Nein, keine mathematische Abhandlung. Einfach ein paar Überlegungen, die man sich vielleicht durch den Kopf gehen lassen sollte, wenn man mal wieder über Zahlen stolpert, die Fragen offen lassen.

Die Sache mit der Grundgesamtheit

Wann ist so eine Studie überhaupt repräsentativ? Allgemein gilt: je mehr Daten zur Verfügung stehen, desto besser. Ganz klar. Wer insgesamt 25 Leute befragt oder 25 Sachverhalte untersucht, wird sich schwer tun, zu einem aussagekräftigen Ergebnis zu kommen.

Das ist das eine. Das andere ist, dass die Ergebnisse einer Untersuchung natürlich grundsätzlich erstmal nur Aussagen treffen über die untersuchten Eigenschaften der in die Studie oder Untersuchung eingeschlossenen Teilnehmer bzw. die Teilnehmer eine Umfrage. Um vom Speziellen ins Allgemeine zu schließen, sind schon mehr Vorüberlegungen nötig, - insbesondere was die Art und den Umfang der Stichprobe betrifft.

Die Nebenbedingung

Vor einiger Zeit gab es eine Schriftenstudie - deren Überschrift ich bis heute nicht verstehe “die Verbreitung der Schriften im Web” oder so ähnlich.
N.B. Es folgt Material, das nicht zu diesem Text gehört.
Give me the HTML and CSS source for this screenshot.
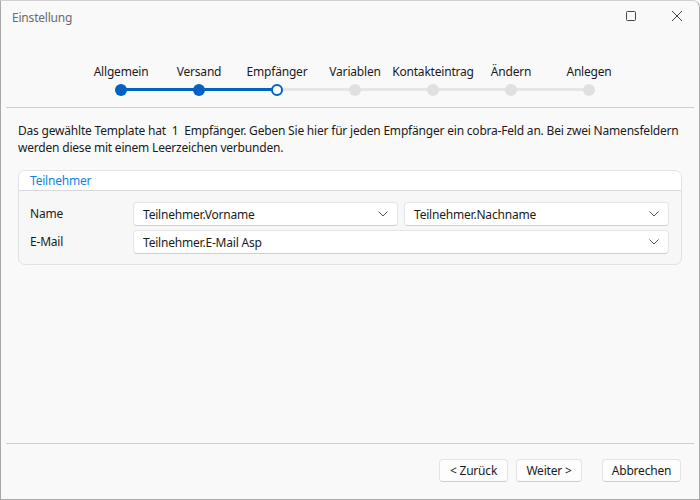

Schon die Überschrift geht nämlich am Sachverhalt vorbei, aber das ist eine andere Geschichte. Mir hat hier einige Information zum “Studiendesign” gefehlt. Wahrscheinlich nur mir… jeder andere weiß jetzt haargenau, wie verbreitet die Arial oder die Helvetica oder eine Calibiri ist, während ich noch skeptisch bin, was ich mit diesen Infos anfangen soll.

Wie auch immer: wozu gibt es Kreuztabellen? Dafür, um nicht nur sagen zu können, dass soundsoviel Prozent dieses und jenes bevorzugen sondern feiner ins Detail gehen zu können. Um bei der Schrift zu bleiben: eine betriebssystem-spezifische Schrift wird erst dann interessant, wenn man sich die Frage stellt, wie viel Prozent der “Besitzer” diese Schrift auch dann haben, wenn sie nicht auf dem Betriebssystem arbeiten, mit dem diese Schrift standardmäßig ausgeliefert wird.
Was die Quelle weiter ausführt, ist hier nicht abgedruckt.